Paiwand could not confirm the existence of private prisons, but said, “I think that every inch of the area he [Shamal] has occupied is a prison for the local people, because he can do anything he wants.”



Worryingly, some analysts see the Pashtun Kot situation as part of a much broader trend. They argue that the militia commanders who were dominant in the early to mid-Nineties are once again emerging as a powerful force in the north, taking advantage of the weakness of central government.



“The government and human rights organisations have claimed that the situation is improving, but in reality the commanders are gradually gaining the upper hand, and the government can’t do anything about it,” said Mohammad Nabi Aseer, a journalist and analyst in northern Afghanistan.



“The government is unable to combat the Taleban, and it is afraid that if it alienates the [northern] commanders, they might turn into an even more powerful enemy.”

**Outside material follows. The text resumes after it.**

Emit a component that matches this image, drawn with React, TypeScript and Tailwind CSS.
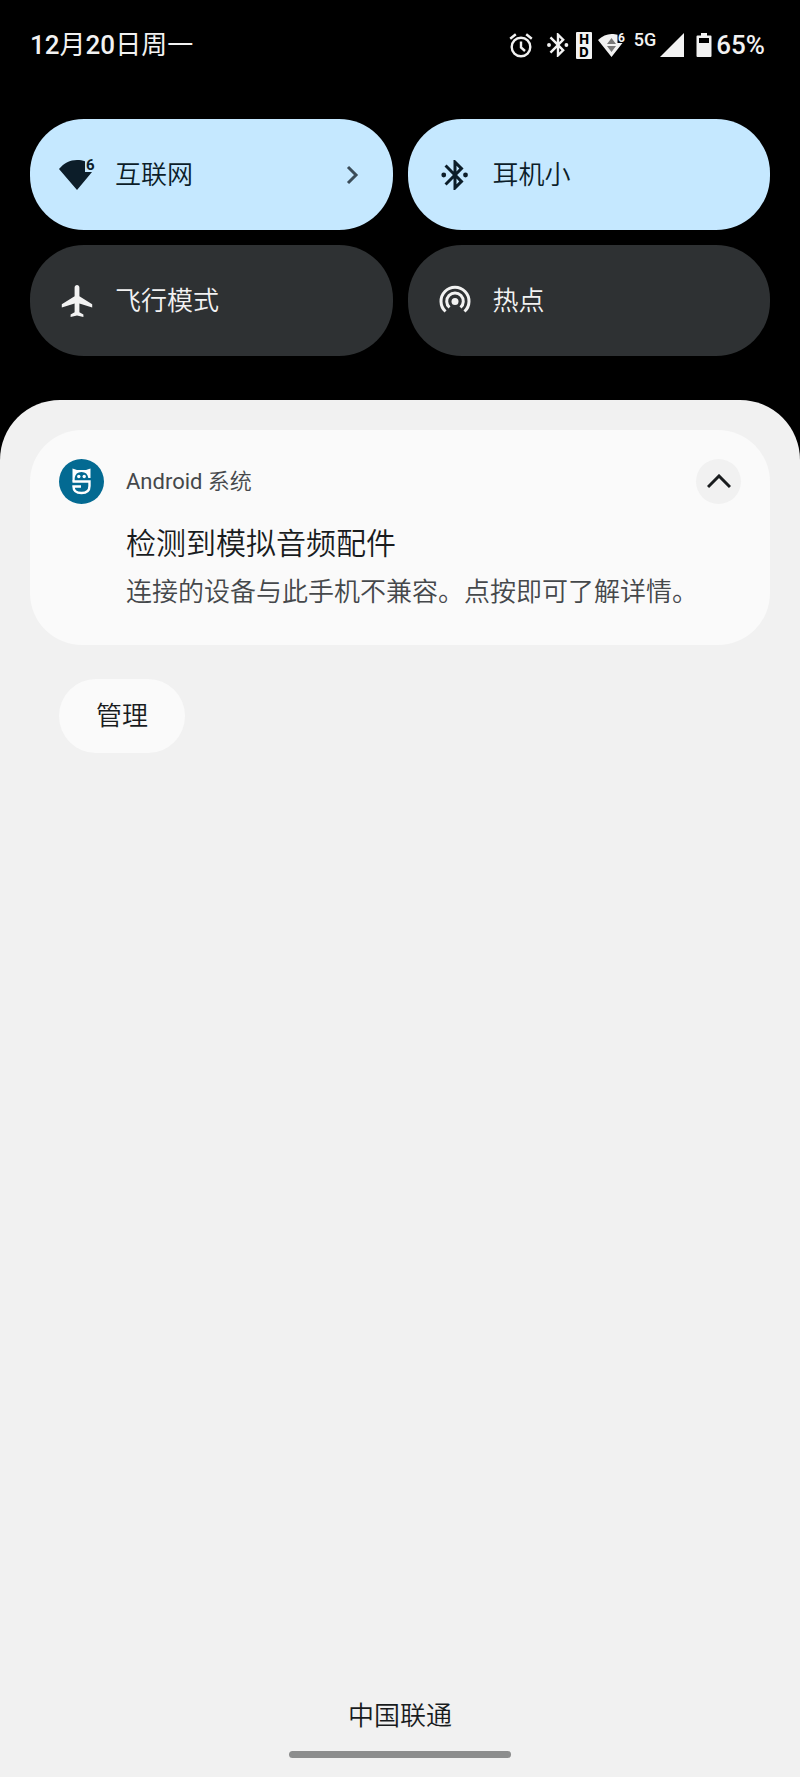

Aseer said disarmament programmes had not worked, and that most of the factions-turned-parties retained a paramilitary wing, a factor that encouraged central government to do nothing.



“In reality, leaders of political parties obtain power in government via these military wings,” he said. “Taking action against local commanders would entail taking action against their leaders in Kabul. [President Hamed] Karzai’s government does not have the power to do this. Commander Shamal is a good example.”



Sayed Yaqub Ibrahimi is an IWPR staff reporter in Mazar-e-Sharif.